Although the writing classroom may not look like a makerspace, the principles that drive a maker project can also be seen in a student-driven writing workshop. Makers and writers both work through processes that include brainstorming ideas, creating rough drafts, seeking feedback (or testing) in order to make improvements, and eventually producing a final product. These processes are messy, both figuratively and literally: Writing students learn that crossing out errors, making changes in word choice, and completely revising sections of their work are natural and necessary parts of the writing process. And maker students learn that their project probably won’t be completed in one ideation, that there will be failures, that the floor may be littered with pieces of their efforts before they see a final product. The nonlinear process in both making and writing helps students learn that not getting it right the first time is part of the process, and that trying again is how they eventually succeed.
I’m a big fan of the maker movement—I love seeing students engaged in creative, hands-on projects, and I’m inspired by teachers who are incorporating making into academic classes. But I feel a little defensive when the noisy, messy, 3D building of the maker lab is hailed as the cure-all for education. Yes, students need time to engage in these collaborative, hands-on learning and making activities, but let’s not forget the tremendous value of (and need for) quiet, reflective, solitary writing time.
Not that the writing classroom is always quiet; during brainstorming sessions, my students talk and move around the room as they work. They might brainstorm for a while with a partner, then take their notebook to a quiet corner to think and plan some more, then work with a group to get more ideas. But as much as they enjoy this social way of working, they also appreciate the times when I provide quiet writing sessions. Writing is hard work, and if they are to focus on what they are crafting, they need quiet. They are not simply recalling or applying knowledge; they’re working at the highest level of Bloom’s Taxonomy: They are creating. And while they may be able to create in a noisy makerspace, the tools of a writer are in the mind. Choosing words, creating imagery, crafting sentences, and developing ideas all call for some heavy lifting of the mind, and that calls for uninterrupted quiet time.
The Power of Making With Words
The year before I published my eighth-grade poems, my English teacher didn’t ask me to make something new. Instead, every single class period was devoted to grammar: the rules, the examples, and—you guessed it—the underlining and circling of words to identify parts of speech. I know I’ve benefited from that solid background in writing tools, but I also know it was one of the most painfully boring classes of my schooling. Why were we spending so much time on all the tools and rules if we weren’t going to use them? It would be like sitting in a woodshop classroom and studying the design, purpose, and potential of each tool, but never taking those tools off the pegboard to build something new.

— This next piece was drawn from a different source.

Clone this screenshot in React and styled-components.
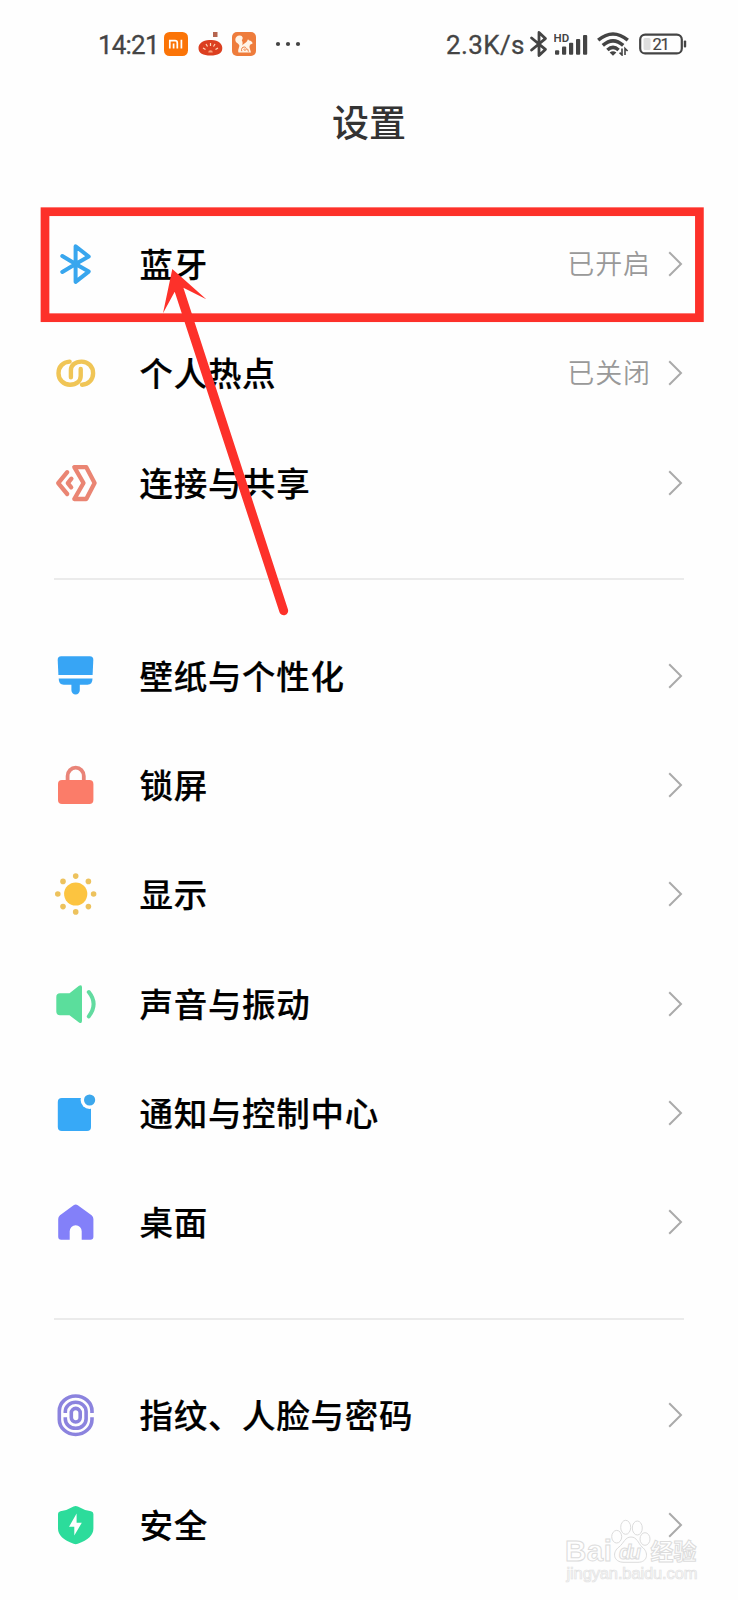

Today my students are able to publish their work in significantly more powerful ways than my construction paper booklet. They write novels and publish them on Amazon; they blog literary analysis online; they craft poems and share them in digital portfolios; and they write, edit, and bind their own magazines. Their making is often intensely personal, as their writing comes from deep within them, and they experience great pride when the fruits of their making are published for others to see.
Yes, the maker lab is an exciting place, filled with possibility that honors our students’ creative, innovative minds. But the writing classroom should also be an inspirational place: a place of noisy collaboration, but also a place of quiet, contemplative thinking and writing; a place where students take nouns and verbs down from the pegboard and use them to design, polish, and publish something new.